St Thomas' Omar Ryan is a man on a mission

Published:Wednesday | August 15, 2018 | 12:00 AMShanna kaye Monteith/ Gleaner Writer

Known to many as a passionate, ambitious, and goal-oriented man, Omar Ryan of White Horses in St Thomas is determined that he will achieve all his goals, by whatever legal and morally acceptable means possible.

Having started the ILife Vegan Foods, which operates from a stall on the campus of the University of West Indies, Mona, Ryan has been on a mission to raise enough funds to complete his second degree, a bachelor of law.

The small establishment offers a variety of foods and beverages, including vegan patties stuffed with callaloo and ackee, smoothies, natural juices, and tropical fruits.




"I plan to do some expansion to the business and I have been seeking funds, loans and so on, but have not been successful thus far.

"I started the business on campus as a means to solve what I call the health issues there, but primarily to gain capital to assist with going back to school," he said, adding that he has so far completed only two years of law study, one in 2011 and the other some five years later.

With a degree in African diaspora studies, Ryan told The Gleaner that obtaining the law degree would help him to achieve his life's goal, which is to become a "credible leader for his people".

"And that's in any avenue that I choose, whether politics or law.
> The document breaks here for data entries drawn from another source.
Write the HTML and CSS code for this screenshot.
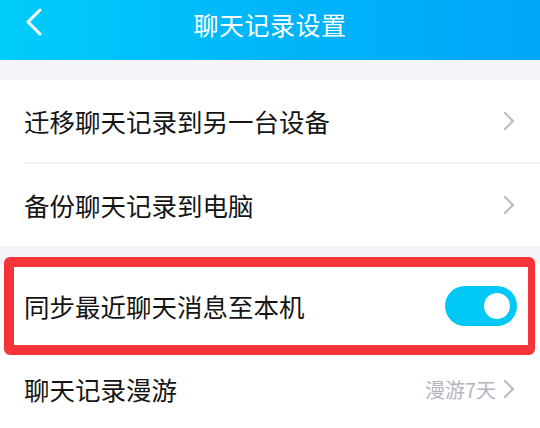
FILE: index.html
```html
<!DOCTYPE html>
<html lang="zh-CN">
<head>
<meta charset="utf-8">
<link rel="stylesheet" href="styles.css">
</head>
<body>
<div class="page">
  <header class="topbar">
    <svg class="back" width="18" height="28" viewBox="0 0 18 28"><path d="M15 2 L3 14 L15 26" fill="none" stroke="#fff" stroke-width="3" stroke-linecap="round" stroke-linejoin="round"/></svg>
    <h1 class="title">聊天记录设置</h1>
  </header>
  <div class="gap gap-top"></div>
  <section class="group">
    <div class="row">
      <span class="label">迁移聊天记录到另一台设备</span>
      <svg class="chev" width="12" height="20" viewBox="0 0 12 20"><path d="M2 2 L10 10 L2 18" fill="none" stroke="#b9bcc4" stroke-width="2.2" stroke-linecap="round" stroke-linejoin="round"/></svg>
    </div>
    <div class="divider"></div>
    <div class="row">
      <span class="label">备份聊天记录到电脑</span>
      <svg class="chev" width="12" height="20" viewBox="0 0 12 20"><path d="M2 2 L10 10 L2 18" fill="none" stroke="#b9bcc4" stroke-width="2.2" stroke-linecap="round" stroke-linejoin="round"/></svg>
    </div>
  </section>
  <div class="gap gap-mid"></div>
  <section class="group">
    <div class="row row-sync">
      <span class="label">同步最近聊天消息至本机</span>
      <span class="toggle"><span class="knob"></span></span>
      <div class="highlight"></div>
    </div>
    <div class="row">
      <span class="label">聊天记录漫游</span>
      <span class="value">漫游7天</span>
      <svg class="chev chev-value" width="12" height="20" viewBox="0 0 12 20"><path d="M2 2 L10 10 L2 18" fill="none" stroke="#b9bcc4" stroke-width="2.2" stroke-linecap="round" stroke-linejoin="round"/></svg>
    </div>
  </section>
</div>
</body>
</html>
```
FILE: styles.css
```css
html, body {
  margin: 0;
  padding: 0;
  background: #f4f5f8;
}
body {
  font-family: "Noto Sans CJK SC", "Noto Sans", sans-serif;
  width: 540px;
  height: 428px;
  overflow: hidden;
}
.page {
  display: flex;
  flex-direction: column;
}
.topbar {
  height: 60px;
  background: linear-gradient(90deg, #00cdfb 0%, #00b5f9 50%, #00a6f8 100%);
  position: relative;
  display: flex;
  justify-content: center;
}
.back {
  position: absolute;
  left: 25px;
  top: 8px;
}
.title {
  margin: 0;
  color: #fff;
  font-size: 25px;
  font-weight: 400;
  line-height: 48px;
  letter-spacing: 0.5px;
}
.gap-top { height: 20px; }
.gap-mid { height: 18px; }
.group {
  background: #fff;
  display: flex;
  flex-direction: column;
}
.row {
  height: 82px;
  display: flex;
  align-items: center;
  padding: 0 25px 0 24px;
  position: relative;
}
.row-sync {
  height: 84px;
}
.label {
  flex: 1;
  font-size: 25.5px;
  color: #141414;
  line-height: 1;
}
.divider {
  height: 2px;
  background: #f1f2f5;
  margin-left: 24px;
}
.chev { display: block; }
.value {
  font-size: 20px;
  color: #b3b6bf;
  margin-right: 7px;
}
.toggle {
  width: 72px;
  height: 40px;
  border-radius: 20px;
  background: #00c8f6;
  position: relative;
  margin-right: -2px;
}
.knob {
  position: absolute;
  right: 7px;
  top: 7px;
  width: 26px;
  height: 26px;
  border-radius: 50%;
  background: #fff;
}
.highlight {
  position: absolute;
  left: 4px;
  right: 5px;
  top: -7px;
  bottom: -7px;
  border: 10px solid #f5343a;
  border-right-width: 7px;
  border-radius: 6px;
  pointer-events: none;
}
```
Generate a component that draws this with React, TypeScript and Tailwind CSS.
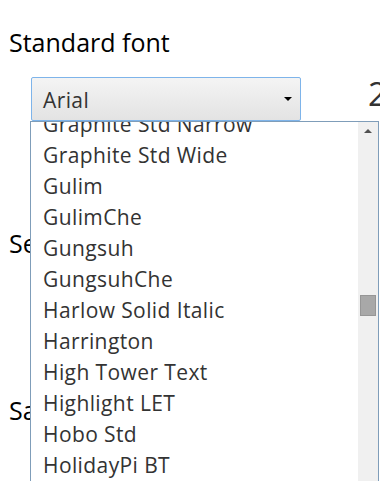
import React from "react";

const fonts = [
  "Graphite Std Narrow",
  "Graphite Std Wide",
  "Gulim",
  "GulimChe",
  "Gungsuh",
  "GungsuhChe",
  "Harlow Solid Italic",
  "Harrington",
  "High Tower Text",
  "Highlight LET",
  "Hobo Std",
  "HolidayPi BT",
  "Impact",
];

function FakeSelect({ value }: { value: string }) {
  return (
    <div className="shrink-0 ml-[31px] w-[270px] h-[44px] flex items-center justify-between pl-[11px] pr-[8px] pt-[3px] rounded-[2px] border border-[#7eb4ea] bg-gradient-to-b from-[#f4f4f4] to-[#e3e3e3] text-[21px] tracking-[0.4px] text-[#333]">
      <span>{value}</span>
      <span className="-mt-[3px] w-0 h-0 border-l-[4px] border-r-[4px] border-t-[4px] border-l-transparent border-r-transparent border-t-black" />
    </div>
  );
}

export default function App() {
  return (
    <div
      className="relative h-[481px] w-[380px] overflow-hidden bg-white"
      style={{ fontFamily: '"Open Sans", "Noto Sans", sans-serif' }}
    >
      {/* Standard font */}
      <div className="pt-[25px] pl-[9px] text-[25px] leading-[34px] text-black">Standard font</div>
      <div className="mt-[18px] flex items-start">
        <FakeSelect value="Arial" />
        <span className="shrink-0 ml-[67px] -mt-[5px] text-[33px] leading-[44px] text-[#333] whitespace-nowrap">20</span>
      </div>

      {/* Serif font */}
      <div className="mt-[105px] pl-[9px] text-[25px] leading-[34px] text-black">Serif font</div>
      <div className="mt-[18px] flex">
        <FakeSelect value="Times New Roman" />
      </div>

      {/* Sans-serif font */}
      <div className="mt-[71px] pl-[9px] text-[25px] leading-[34px] text-black">Sans-serif font</div>

      {/* Open dropdown list */}
      <div className="absolute left-[30px] top-[121px] w-[349px] h-[380px] flex border border-[#7f9db9] bg-white">
        <div className="flex-1 overflow-hidden">
          <div className="-mt-[13px]">
            {fonts.map((f) => (
              <div key={f} className="pl-[12px] text-[21px] tracking-[0.4px] leading-[31px] text-[#333] whitespace-nowrap">
                {f}
              </div>
            ))}
          </div>
        </div>
        <div className="w-[20px] bg-[#f0f0f0] flex flex-col items-center">
          <div className="h-[17px] flex items-center justify-center">
            <span className="w-0 h-0 border-l-[4px] border-r-[4px] border-b-[4px] border-l-transparent border-r-transparent border-b-[#505050]" />
          </div>
          <div className="mt-[156px] w-[16px] h-[21px] bg-[#a8a8a8] border border-[#969696]" />
        </div>
      </div>
    </div>
  );
}
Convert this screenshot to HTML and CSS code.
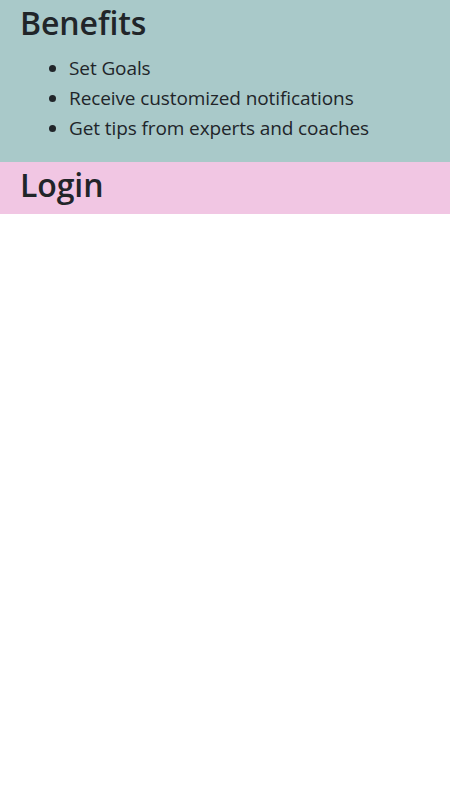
FILE: index.html
```html
<!DOCTYPE html>
<html>
<head>
<meta charset="utf-8">
<link rel="stylesheet" href="styles.css">
</head>
<body>
<section class="benefits">
  <h1 class="title">Benefits</h1>
  <ul class="list">
    <li>Set Goals</li>
    <li>Receive customized notifications</li>
    <li>Get tips from experts and coaches</li>
  </ul>
</section>
<section class="login">
  <h1 class="title">Login</h1>
</section>
</body>
</html>
```
FILE: styles.css
```css
html, body {
  margin: 0;
  padding: 0;
  background: #fff;
  color: #212529;
  font-family: "Open Sans", "Noto Sans", sans-serif;
}
.benefits {
  background: #a9c9c9;
  padding: 0 20px 19px;
}
.login {
  background: #f1c6e3;
  padding: 0 20px 7px;
}
.title {
  margin: 0 0 8px;
  font-size: 32px;
  font-weight: 600;
  line-height: 45px;
  letter-spacing: -0.1px;
}
.login .title {
  margin-bottom: 0;
}
.list {
  margin: 0;
  padding-left: 49px;
  font-size: 19px;
  line-height: 30px;
  letter-spacing: -0.1px;
}
```
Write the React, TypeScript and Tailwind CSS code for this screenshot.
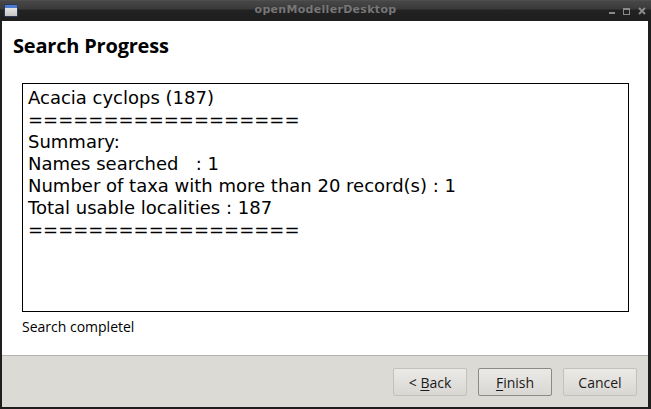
const lines = [
  "Acacia cyclops (187)",
  "==================",
  "Summary:",
  "Names searched   : 1",
  "Number of taxa with more than 20 record(s) : 1",
  "Total usable localities : 187",
  "==================",
];

const TitleBar = () => (
  <div className="relative h-[21px] w-full shrink-0 bg-[linear-gradient(to_bottom,#555_0px,#474747_1px,#3a3a3a_9px,#222_10px,#1e1e1e_21px)]">
    <div className="absolute left-[4px] top-[4px] h-[13px] w-[14px] overflow-hidden rounded-[1px] border border-[#2a3a55] bg-[linear-gradient(to_bottom,#f2f2f2,#c4c4c4)]">
      <div className="h-[3px] w-full bg-[#4a7bd0]" />
    </div>
    <div className="flex h-full items-center justify-center font-['DejaVu_Sans',sans-serif] text-[11px] font-bold tracking-[0.3px] text-[#777] [text-shadow:0_1px_0_#222]">
      openModellerDesktop
    </div>
    <div className="absolute right-[5px] top-[7px] flex items-end gap-[8px]">
      <div className="mb-[1px] h-[2px] w-[6px] bg-[#8a8a8a]" />
      <div className="h-[7px] w-[7px] border border-t-2 border-[#8a8a8a]" />
      <svg width="8" height="8" viewBox="0 0 8 8">
        <path d="M1 1 L7 7 M7 1 L1 7" stroke="#8a8a8a" strokeWidth="2" />
      </svg>
    </div>
  </div>
);

const Button = ({ children, focus }: { children: React.ReactNode; focus?: boolean }) => (
  <button
    className={`flex h-[28px] w-[74px] items-center justify-center rounded-[2px] border bg-[linear-gradient(to_bottom,#ebeae7,#d9d7d3)] font-['Open_Sans',sans-serif] text-[14px] text-[#1a1a1a] ${
      focus ? "border-[#8b8a87]" : "border-[#c3c1bc]"
    }`}
  >
    {children}
  </button>
);

export default function App() {
  return (
    <div className="flex h-[409px] w-[651px] flex-col bg-[#1e1e1e]">
      <TitleBar />
      <div className="ml-[2px] mr-[3px] mb-[2px] flex flex-1 flex-col">
        <div className="flex h-[334px] flex-col bg-white px-[20px] pt-[11px]">
          <h1 className="-ml-[9px] font-['Open_Sans',sans-serif] text-[20px] font-bold leading-[27px] tracking-[-0.2px] text-black">
            Search Progress
          </h1>
          <div className="mt-[24px] h-[229px] w-[607px] border border-black px-[5px] pt-[3px] font-['DejaVu_Sans',sans-serif] text-[18px] leading-[22px] text-black">
            {lines.map((l, i) => (
              <div key={i} className="whitespace-pre">
                {l}
              </div>
            ))}
          </div>
          <div className="mt-[5px] font-['Open_Sans',sans-serif] text-[14px] leading-[19px] text-black">
            Search completel
          </div>
        </div>
        <div className="h-px bg-[#b5b3ae]" />
        <div className="flex flex-1 items-start justify-end gap-[11px] bg-[#dcdad5] pr-[11px] pt-[12px]">
          <Button>
            &lt;&nbsp;<span className="underline underline-offset-2">B</span>ack
          </Button>
          <Button focus>
            <span className="underline underline-offset-2">F</span>inish
          </Button>
          <Button>Cancel</Button>
        </div>
      </div>
    </div>
  );
}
In law, I would advocate for justice; in business, I'd make money and change the lives of people; in politics, I would advocate for better policies because, for me, our people are really short of leaders who would sacrifice their lives for the betterment of our people, and that's my main aim in life - to be a credible, outstanding leader for my people in this time," he said, adding that in order to meet that goal, he will first have to make money and help his family.

Ryan made local news last year after he was locked up by the police for organising demonstrations in St Thomas over the poor road conditions.

The advocate's latest venture to raise funds to restart and complete law school is a book called Haffi Get Di Money.

"It's an anthology of original poetry. The book has three chapters; Chapter 1 - Inspiration; Chapter 2 - Sister Love (a salute to women); and Chapter 3 - a commentary on social, political and other matters and personalities of concern to me.

"The book is self-published and has been out since December 2017," Ryan said, adding that its reception has been OK, so far, but he has been unsuccessful in getting it into bookstores.

Despite his many setbacks, the 35-year-old, who even established a gofundme account in a bid to help raise funds, told The Gleaner that he is already working on another book and that he will remain steadfast in the pursuit of his dreams.